Maximizing Network Throughput under Stochastic User Equilibrium with Elastic Demand

Most of the existing studies adopt the fixed-demand equilibrium formulation to model drivers' route choice when studying network throughput maximization problem. Travelers' reactions to the increased origin-destination (O-D) travel cost and network congestion level are less considered in the problem. Note that travelers can cancel the trip or use other modes to travel if the road network is congested. This study aims to address this gap by analyzing the maximum network throughput problem using the formulation of Logit-based SUE with elastic demand (SUEED). The Logit-based SUEED problem not only models the drivers' route choice according to the SUE principle, but also estimates the equilibrium O-D demand by factoring the effect of expected perceived O-D travel time on O-D demand. A bi-level programming problem is proposed to characterize the maximum network throughput based on the Logit-based SUEED problem. The sensitivity analysis for the Logit-based SUEED problem is presented and incorporated into the solution algorithm for the proposed problem.
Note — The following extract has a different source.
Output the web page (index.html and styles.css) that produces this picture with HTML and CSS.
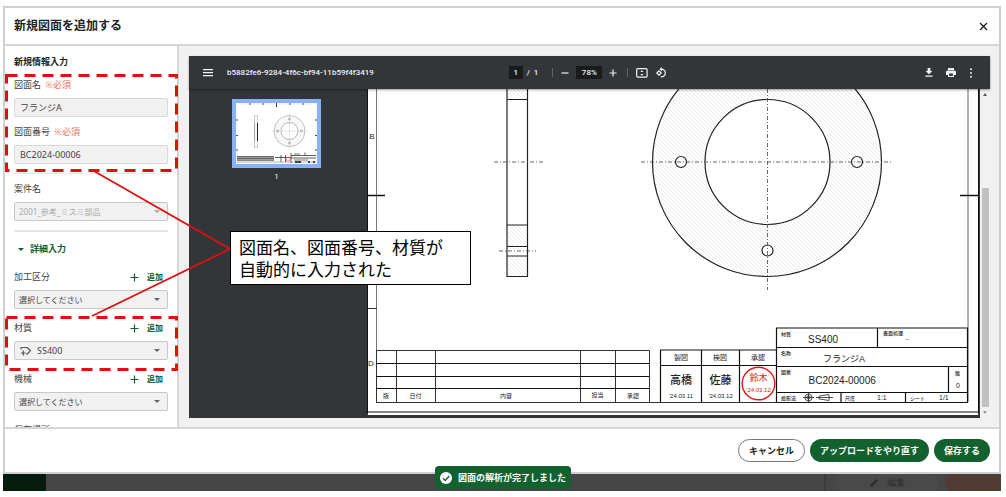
FILE: index.html
```html
<!DOCTYPE html>
<html lang="ja">
<head>
<meta charset="utf-8">
<title>新規図面を追加する</title>
<link rel="stylesheet" href="styles.css">
</head>
<body>
<div class="screen">
  <section class="modal" role="dialog" aria-labelledby="modal-title">
    <header class="modal-header">
      <h1 class="modal-title" id="modal-title">新規図面を追加する</h1>
      <button class="icon-button close" type="button" aria-label="閉じる">
        <svg width="9" height="9" viewBox="0 0 9 9"><path d="M1 1l7 7M8 1L1 8" fill="none" stroke="#222" stroke-width="1.4"/></svg>
      </button>
    </header>

    <div class="modal-body">
      <form class="sidebar">
        <h2 class="section-title">新規情報入力</h2>
        <div class="field">
          <label for="name">図面名 <span class="required">※必須</span></label>
          <input class="control" id="name" type="text" value="フランジA">
        </div>
        <div class="field">
          <label for="number">図面番号 <span class="required">※必須</span></label>
          <input class="control" id="number" type="text" value="BC2024-00006">
        </div>
        <hr class="rule">
        <div class="field">
          <label for="project">案件名</label>
          <div class="select-box">
            <select class="control select" id="project" disabled><option>2001_参考_ミスミ部品</option></select>
            <svg class="caret caret-muted" width="6" height="3" viewBox="0 0 6 3"><path d="M0 0h6L3 3z"/></svg>
          </div>
        </div>
        <hr class="rule rule-thick">
        <button class="disclosure" type="button">
          <svg width="6" height="3" viewBox="0 0 6 3"><path d="M0 0h6L3 3z" fill="#135d32"/></svg>
          詳細入力
        </button>
        <div class="field detail">
          <div class="label-row">
            <label for="process">加工区分</label>
            <button class="add" type="button"><svg width="9" height="9" viewBox="0 0 9 9"><path d="M4.500 0.500v8M0.500 4.500h8" stroke="#135d32" stroke-width="1.200"/></svg>追加</button>
          </div>
          <div class="select-box">
            <select class="control select" id="process"><option>選択してください</option></select>
            <svg class="caret" width="6" height="3" viewBox="0 0 6 3"><path d="M0 0h6L3 3z"/></svg>
          </div>
        </div>
        <div class="field detail">
          <div class="label-row">
            <label for="material">材質</label>
            <button class="add" type="button"><svg width="9" height="9" viewBox="0 0 9 9"><path d="M4.500 0.500v8M0.500 4.500h8" stroke="#135d32" stroke-width="1.200"/></svg>追加</button>
          </div>
          <div class="select-box">
            <svg class="read-mark" width="12" height="10" viewBox="0 0 12 10"><path d="M1 3.500V1.500H7.200L10.500 4.700L7.200 8H6M3.300 4.600v4.800M0.900 7h4.800" fill="none" stroke="#555" stroke-width="1.200" stroke-linejoin="round"/></svg>
            <select class="control select with-mark" id="material"><option>SS400</option></select>
            <svg class="caret" width="6" height="3" viewBox="0 0 6 3"><path d="M0 0h6L3 3z"/></svg>
          </div>
        </div>
        <div class="field detail">
          <div class="label-row">
            <label for="machine">機械</label>
            <button class="add" type="button"><svg width="9" height="9" viewBox="0 0 9 9"><path d="M4.500 0.500v8M0.500 4.500h8" stroke="#135d32" stroke-width="1.200"/></svg>追加</button>
          </div>
          <div class="select-box">
            <select class="control select" id="machine"><option>選択してください</option></select>
            <svg class="caret" width="6" height="3" viewBox="0 0 6 3"><path d="M0 0h6L3 3z"/></svg>
          </div>
        </div>
        <div class="field detail"><span class="label">保存場所</span></div>
      </form>

      <main class="viewer">
        <div class="toolbar">
          <div class="tools">
            <button class="icon-button" type="button" aria-label="メニュー"><svg width="10" height="8" viewBox="0 0 10 8"><path d="M0 .7h10M0 3.700h10M0 6.700h10" stroke="#f1f1f1" stroke-width="1.200"/></svg></button>
            <span class="file-name">b5882fe6-9284-4f6c-bf94-11b59f4f3419</span>
          </div>
          <div class="tools center">
            <div class="pages"><input class="tool-input page-input" aria-label="ページ" value="1"><span>/</span><span>1</span></div>
            <i class="separator"></i>
            <div class="zoom">
              <button class="icon-button" type="button" aria-label="縮小"><svg width="8" height="8" viewBox="0 0 8 8"><path d="M0.500 4h7" stroke="#f1f1f1" stroke-width="1.200"/></svg></button>
              <input class="tool-input zoom-input" aria-label="倍率" value="78%">
              <button class="icon-button" type="button" aria-label="拡大"><svg width="8" height="8" viewBox="0 0 8 8"><path d="M0.500 4h7M4 .5v7" stroke="#f1f1f1" stroke-width="1.200"/></svg></button>
            </div>
            <i class="separator"></i>
            <div class="fit">
              <button class="icon-button" type="button" aria-label="ページに合わせる"><svg width="12" height="10" viewBox="0 0 12 10"><rect x=".7" y=".7" width="10.400" height="8.400" rx="1" fill="none" stroke="#f1f1f1" stroke-width="1.200"/><path d="M4.300 3.900L5.900 2.200l1.600 1.700zM4.300 6.100l1.600 1.700 1.600-1.700z" fill="#f1f1f1"/></svg></button>
              <button class="icon-button" type="button" aria-label="回転"><svg width="12" height="12" viewBox="0 0 12 12"><path d="M4 3.800L6.200 6 4 8.200 1.800 6z" fill="none" stroke="#f1f1f1" stroke-width="1.200"/><path d="M5.800 2.200A3.900 3.900 0 1 1 5.800 9.900" fill="none" stroke="#f1f1f1" stroke-width="1.200"/><path d="M6.800 0v4.400L4.500 2.200z" fill="#f1f1f1"/></svg></button>
            </div>
          </div>
          <div class="tools right">
            <button class="icon-button" type="button" aria-label="ダウンロード"><svg width="8" height="9" viewBox="0 0 8 9"><path d="M2.600 0h2.800v3h2L4 6.200.6 3h2zM.4 7.400h7.200v1.300H.4z" fill="#f1f1f1"/></svg></button>
            <button class="icon-button" type="button" aria-label="印刷"><svg width="10" height="9" viewBox="0 0 10 9"><path d="M2 0h6v2H2zM1.500 2.500h7Q10 2.500 10 4v3H8v2H2V7H0V4Q0 2.500 1.500 2.500zM3.100 5.500V8h3.800V5.500z" fill="#f1f1f1" fill-rule="evenodd"/></svg></button>
            <button class="icon-button" type="button" aria-label="その他"><svg width="4" height="10" viewBox="0 0 4 10"><g fill="#f1f1f1"><circle cx="2" cy="1.300" r="1"/><circle cx="2" cy="5" r="1"/><circle cx="2" cy="8.700" r="1"/></g></svg></button>
          </div>
        </div>

        <div class="document">
          <aside class="thumbnails">
            <button class="thumbnail" type="button" aria-label="1ページ目">
              <svg viewBox="0 0 81 61" width="81" height="61">
                <rect width="81" height="61" fill="#fff"/>
                <path d="M14 0v2M27 0v2M40.500 0v4M54 0v2M67 0v2M0 17h2M0 32.500h2M0 47h2M79 17h2M79 32.500h2M79 47h2" stroke="#222"/>
                <path d="M1 1h79v59H1z" fill="none" stroke="#ddd" stroke-width=".5"/>
                <path d="M18.500 12.500h3v32h-3z" fill="#fafafa" stroke="#999" stroke-width=".5"/>
                <path d="M18.500 20v18" stroke="#888" stroke-width=".6"/><path d="M21.500 20v18" stroke="#222"/>
                <circle cx="53.500" cy="28" r="15.500" fill="#f8f8f8" stroke="#999" stroke-width=".6"/>
                <circle cx="53.500" cy="28" r="8.500" fill="#fff" stroke="#888" stroke-width=".6"/>
                <path d="M36 28h35M53.500 10v36" stroke="#ccc" stroke-width=".5"/>
                <g fill="none" stroke="#888" stroke-width=".6"><circle cx="41.600" cy="28" r="1"/><circle cx="65.400" cy="28" r="1"/><circle cx="53.500" cy="16" r="1"/><circle cx="53.500" cy="40" r="1"/></g>
                <path d="M1 53h37v4H1z" fill="#999"/><path d="M1 53.500h37M1 55.500h37M1 57.500h37" stroke="#555" stroke-width=".7"/>
                <path d="M1 59h79" stroke="#bbb"/>
                <path d="M39 54.500h16M45 52v7M49.500 52v7M55 50v10M55 52.500h25M55 55h25M69 49.500v3" stroke="#333" stroke-width=".8"/>
                <path d="M58 51h6M58 57h14" stroke="#777"/><path d="M59 59h6M72 59h2M77 59h2" stroke="#111" stroke-width="1.500"/>
                <circle cx="52" cy="56" r="2" fill="none" stroke="#e66" stroke-width=".7"/>
              </svg>
            </button>
            <span class="thumbnail-number">1</span>
          </aside>

          <svg class="drawing" viewBox="366 89 614 329" role="img" aria-label="フランジA 図面">
            <defs>
              <pattern id="hatch" width="4" height="4" patternUnits="userSpaceOnUse"><path d="M-1-1l6 6M-1 3l2 2M3-1l2 2" stroke="#e3e3e3" stroke-width=".7"/></pattern>
              <clipPath id="sheet"><path d="M366 89h614v329H366z"/></clipPath>
            </defs>
            <path d="M366 89h614v329H366z" fill="#323639"/>
            <path d="M368 89h610v326H368z" fill="#fff"/>
            <path d="M367.500 89v323.500M366 412h612M978.500 89v324" fill="none" stroke="#111"/>
            <path d="M376.500 89v313.500" stroke="#777"/>
            <path d="M968 89v313" stroke="#999" stroke-width="1.500"/>
            <path d="M376 402.500h592M368 308.500h9" stroke="#333" fill="none"/>
            <path d="M368 195.500h17M960 195.500h18" stroke="#111" stroke-width="1.300"/>
            <g class="margin-mark"><text x="372" y="139">B</text><text x="371" y="366">D</text></g>

            <path d="M507 89h20.500v10H507zM507 225h20.500v21H507zM507 256h20.500v20.500H507z" fill="url(#hatch)"/>
            <path d="M507 80v196.500h20.500V80M507 99.500h20.500M507 225h20.500M507 246.500h20.500M507 256h20.500" fill="none" stroke="#222" stroke-width="1.200" clip-path="url(#sheet)"/>

            <g clip-path="url(#sheet)" stroke="#222" stroke-width="1.200">
              <circle cx="767" cy="162" r="114.500" fill="url(#hatch)"/>
              <circle cx="767.500" cy="162" r="62.500" fill="#fff"/>
              <circle cx="681" cy="162" r="5.500" fill="#fff"/>
              <circle cx="857" cy="162" r="5.500" fill="#fff"/>
              <circle cx="767.500" cy="250.500" r="5.500" fill="#fff"/>
            </g>
            <path d="M494 162h50M499 251h37M641 162h251M767.500 89v201" fill="none" stroke="#555" stroke-width=".9" stroke-dasharray="4 2 1 2"/>

            <path d="M376.500 350.500h273v52M396.500 350v52M435.500 350v52M580.500 350v52M615.500 350v52M376.500 350v52" fill="none" stroke="#333"/>
            <path d="M376 363.500h273M376 376.500h273M376 388.500h273" stroke="#111" stroke-width="1.200"/>
            <g class="t6 mid"><text x="386" y="398">版</text><text x="415.500" y="398">日付</text><text x="506" y="398">内容</text><text x="597.500" y="397">担当</text><text x="633" y="398">承認</text></g>

            <path d="M660.500 402.500v-52.500h116M701.500 350v52M739.500 350v52M660.500 365.500h116" fill="none" stroke="#111" stroke-width="1.200"/>
            <g class="t7 mid"><text x="681" y="360">製図</text><text x="720" y="360">検図</text><text x="758" y="360">承認</text></g>
            <g class="t11 mid"><text x="681" y="384">高橋</text><text x="720.500" y="384">佐藤</text></g>
            <g class="t6 mid"><text x="681" y="398">'24.03.11</text><text x="720.500" y="398">'24.03.12</text></g>
            <circle cx="758.500" cy="383.500" r="16.300" fill="none" stroke="#e01818" stroke-width="1.400"/>
            <g class="stamp mid"><text class="t9" x="758.500" y="381">鈴木</text><text class="t6" x="758.500" y="392">'24.03.12</text></g>

            <path d="M776.500 328h191v74.500h-191zM776 347.500h192M776 366.500h192M776 392.500h192M877.500 328v19M948.500 366v26M841 392v10M905.500 392v10" fill="none" stroke="#111" stroke-width="1.200"/>
            <g class="t5"><text x="781" y="336">材質</text><text x="883" y="335">表面処理</text><text x="781" y="355">名称</text><text x="781" y="374">図番</text><text x="955" y="375">版</text><text x="781" y="400">投影法</text><text x="845" y="400">尺度</text><text x="910" y="400">シート</text></g>
            <g class="t10"><text x="808" y="343">SS400</text><text x="808.500" y="384">BC2024-00006</text></g>
            <text class="t9" x="823" y="362">フランジA</text>
            <g class="t7"><text x="906" y="341">-</text><text x="956" y="388">0</text><text x="877" y="400">1:1</text><text x="939" y="400">1/1</text></g>
            <g fill="none" stroke="#222" stroke-width=".8"><circle cx="808.500" cy="397.500" r="3.500"/><circle cx="808.500" cy="397.500" r="1.600"/><path d="M803 397.500h11M808.500 392.500v10M816 397.500h17M829 394.500v6l-10-1.600v-2.800z"/></g>
          </svg>

          <div class="scrollbar">
            <svg width="4" height="3" viewBox="0 0 4 3"><path d="M0 3h4L2 0z" fill="#555"/></svg>
            <div class="track"><div class="thumb"></div></div>
            <svg width="4" height="3" viewBox="0 0 4 3"><path d="M0 0h4L2 3z" fill="#999"/></svg>
          </div>
        </div>
      </main>
    </div>

    <footer class="modal-footer">
      <button class="button outline" type="button">キャンセル</button>
      <button class="button primary" type="button">アップロードをやり直す</button>
      <button class="button primary" type="button">保存する</button>
    </footer>
  </section>

  <div class="backdrop">
    <div class="backdrop-nav"></div>
    <div class="backdrop-actions">
      <span class="ghost"><svg width="10" height="10" viewBox="0 0 10 10"><path d="M1 9l.7-2.500L7.500 1 9 2.500 3.300 8.400z" fill="#2c2c2c"/></svg>編集</span>
      <span class="ghost ghost-danger"></span>
    </div>
  </div>

  <div class="toast" role="status">
    <svg width="12" height="12" viewBox="0 0 12 12"><circle cx="6" cy="6" r="6" fill="#fff"/><path d="M3 6.200l2.200 2.200L9.300 4" fill="none" stroke="#12612f" stroke-width="1.400"/></svg>
    図面の解析が完了しました
  </div>

  <svg class="annotation" width="240" height="380" viewBox="0 0 240 380">
    <g fill="none" stroke="#e01010">
      <path d="M6.500 75.500h170v95H6.500zM6.500 317.500h170v52H6.500z" stroke-width="3" stroke-dasharray="11 7"/>
      <path d="M93 170.500L230 249 92 316" stroke-width="1.800"/>
    </g>
  </svg>
  <p class="callout">図面名、図面番号、材質が<br>自動的に入力された</p>
</div>
</body>
</html>
```
FILE: styles.css
```css
* { box-sizing: border-box; }

body {
  margin: 0;
  background: #fff;
  color: #222;
  font: 9px/12px "Noto Sans", "Noto Sans CJK JP", sans-serif;
}

button, input, select { font: inherit; color: inherit; }
button { padding: 0; border: 0; background: none; }
svg { display: block; flex: none; }

.screen {
  position: relative;
  display: flex;
  flex-direction: column;
  height: 100vh;
  padding: 6px 5px 6px 3px;
}

.modal {
  flex: 1;
  min-height: 0;
  display: flex;
  flex-direction: column;
  border: 2px solid #d0d0d0;
  background: #fff;
}

.modal-header {
  display: flex;
  align-items: center;
  justify-content: space-between;
  height: 38px;
  padding: 0 11px 0 9px;
  border-bottom: 2px solid #d6d6d6;
}
.modal-title { margin: 0; font-size: 12px; line-height: 18px; font-weight: 700; }
.icon-button { display: flex; align-items: center; justify-content: center; }

.modal-body { flex: 1; min-height: 0; display: flex; }

.sidebar {
  flex: none;
  width: 174px;
  padding: 10px 9px 0;
  border-right: 2px solid #d6d6d6;
  overflow: hidden;
}
.section-title { margin: 0 0 11px; font-size: 9px; line-height: 12px; font-weight: 700; }
.field { display: flex; flex-direction: column; gap: 7px; margin-bottom: 9px; color: #444; }
.detail { margin-bottom: 13px; }
.required { margin-left: 2px; color: #f0715e; }
.label-row { display: flex; justify-content: space-between; padding-right: 5px; }
.add { display: flex; align-items: center; gap: 8px; color: #135d32; font-size: 8px; line-height: 12px; font-weight: 700; }

.control {
  width: 100%;
  height: 19px;
  padding: 0 5px;
  border: 1px solid #d9d9d9;
  border-radius: 2px;
  background: #f1f1f1;
  color: #444;
}
.select-box { position: relative; }
.select { display: block; appearance: none; border-color: #c8c8c8; padding: 0 4px; font-size: 8px; opacity: 1; }
.select:disabled { color: #aaa; }
.with-mark { padding-left: 22px; font-size: 9px; }
.caret { position: absolute; top: 8px; right: 8px; fill: #666; }
.caret-muted { fill: #aaa; }
.read-mark { position: absolute; top: 5px; left: 6px; }

.rule { height: 1px; margin: 0 0 9px; border: 0; background: #e6e6e6; }
.rule-thick { height: 2px; margin-bottom: 11px; }
.disclosure { display: flex; align-items: center; gap: 6px; margin: 0 0 16px; padding-left: 4px; color: #135d32; line-height: 12px; font-weight: 700; }

.viewer {
  flex: 1;
  min-width: 0;
  display: flex;
  flex-direction: column;
  padding: 10px 9px 9px 10px;
  background: #f1f1f1;
}
.toolbar {
  position: relative;
  display: grid;
  grid-template-columns: 1fr auto 1fr;
  align-items: center;
  height: 33px;
  padding: 0 17px 0 14px;
  background: #323639;
  color: #f1f1f1;
  box-shadow: 0 1px 2px #0006;
  font-family: Roboto, sans-serif;
  font-size: 8px;
  font-weight: 500;
}
.tools { display: flex; align-items: center; gap: 14px; }
.center { gap: 10px; }
.right { justify-content: flex-end; gap: 13px; }
.pages { display: flex; align-items: center; gap: 4px; margin-right: 4px; }
.zoom, .fit { display: flex; align-items: center; gap: 7px; }
.separator { width: 1px; height: 9px; margin-right: -2px; background: #62666a; }
.tool-input { height: 13px; padding: 0; border: 0; background: #191b1c; color: #f1f1f1; text-align: center; }
.page-input { width: 14px; }
.zoom-input { width: 26px; }

.document { flex: 1; min-height: 0; display: flex; }
.thumbnails {
  flex: none;
  display: flex;
  flex-direction: column;
  align-items: center;
  gap: 3px;
  width: 177px;
  padding: 10px 2px 0 0;
  background: #323639;
  color: #f1f1f1;
  font-family: Roboto, sans-serif;
  font-size: 8px;
}
.thumbnail { border: 4px solid #8ab0f5; }
.drawing { flex: 1; min-width: 0; height: 100%; background: #323639; }
.drawing text { fill: #222; font-family: "Liberation Sans", "Noto Sans CJK JP", sans-serif; }
.drawing .mid { text-anchor: middle; }
.drawing .margin-mark text { font-size: 8px; text-anchor: middle; }
.t5 { font-size: 5px; font-weight: 500; }
.t6 { font-size: 6px; }
.t7 { font-size: 7px; }
.t9 { font-size: 9px; }
.t10 { font-size: 10px; }
.t11 { font-size: 11px; font-weight: 500; }
.drawing .stamp text { fill: #e01818; }

.scrollbar {
  flex: none;
  display: flex;
  flex-direction: column;
  align-items: center;
  gap: 4px;
  width: 10px;
  padding: 4px 0;
  background: #f1f1f1;
}
.track { flex: 1; width: 7px; padding-top: 88px; }
.thumb { height: 100%; background: #c1c1c1; }

.modal-footer {
  display: flex;
  align-items: center;
  justify-content: flex-end;
  gap: 5px;
  height: 45px;
  padding: 0 9px;
  border-top: 2px solid #d6d6d6;
}
.button { height: 23px; padding: 0 10px; border-radius: 12px; font-weight: 700; }
.outline { border: 1px solid #777; background: #fff; }
.primary { background: #12612f; color: #fff; }

.backdrop { flex: none; display: flex; justify-content: space-between; height: 17px; background: #464646; }
.backdrop-nav { width: 43px; background: #061c0e; }
.backdrop-actions { display: flex; gap: 6px; padding-left: 9px; border-left: 2px solid #3c3c3c; }
.ghost { display: flex; align-items: center; justify-content: center; gap: 8px; width: 104px; border-radius: 8px; background: #494949; color: #303030; }
.ghost-danger { width: 56px; background: #513c34; border-radius: 8px 0 0 8px; }

.toast {
  position: absolute;
  bottom: 8px;
  left: 50%;
  transform: translateX(-50%);
  display: flex;
  align-items: center;
  gap: 6px;
  height: 23px;
  padding: 0 5px;
  border-radius: 4px;
  background: #12612f;
  color: #fff;
  font-weight: 700;
  white-space: nowrap;
}

.annotation { position: absolute; top: 0; left: 0; pointer-events: none; }
.callout {
  position: absolute;
  top: 231px;
  left: 230px;
  width: 241px;
  margin: 0;
  padding: 4px 8px;
  border: 1px solid #000;
  background: #fff;
  color: #000;
  font: 17px/22px "Noto Sans CJK JP", sans-serif;
}
```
A numerical example demonstrates the effectiveness of the proposed sensitivity-based solution algorithm. This study finds that under the SUEED condition, the maximum network throughput decreases monotonically when travelers' knowledge level of traffic conditions increases (less travel time perception error). It implies that promoting advanced traveler information system ATIS may not serve to foster more number of trips by travelers and make more use of physical network capacity.